In the case before us, to allow a jury to conclude that the appellees’ “failure” to provide a propeller guard constitutes a design defect would, in effect, grant to a single jury a regulatory power explicitly denied to all state legislatures. Mowery, 773 F.Supp. at 1017.
We overrule the appellants’ point of error.

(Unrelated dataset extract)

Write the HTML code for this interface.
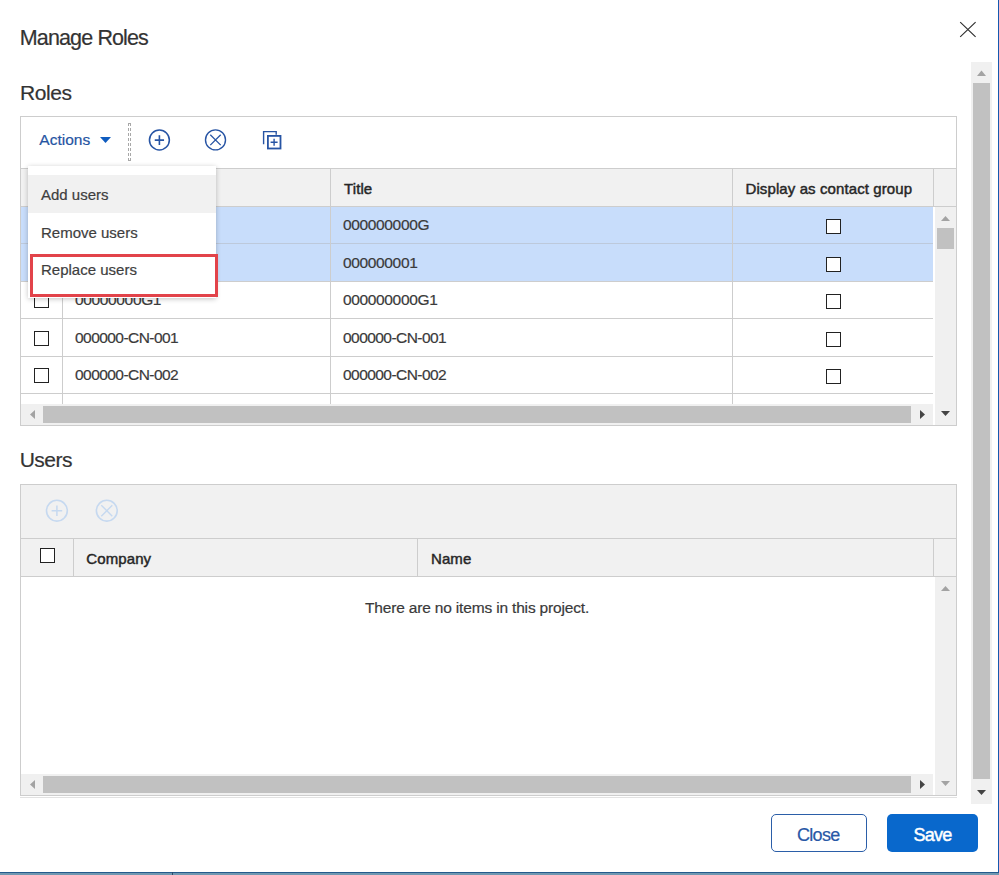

We affirm the judgment of the trial court.
O’CONNOR, J., dissenting.
. Pursuant to the provisions of the Act, the Coast Guard directed the National Boating Safety Advisory Council to examine the feasibility of propeller guards designed to prevent accidents. After the study, which included public hearings, the National Boating Safety Board recommended that the Coast Guard take no action to require propeller guards because they decrease an operator’s ability to maintain control over the boat at "normal” speeds, increase the probability of striking a body in the water, and create a possibility of causing greater injury. As a result, the Coast Guard declined to issue any regulations mandating the use of propeller guards. Letter from Robert T. Nelson, Rear Admiral U.S. Coast Guard, Chief, Office of Navigation and Waterway Services to Mr. A. Newell Garden, Chairman, NBSAC, at 1 (Feb. 1, 1990); 46 U.S.C.A. § 4302(c)(4) (West 1984).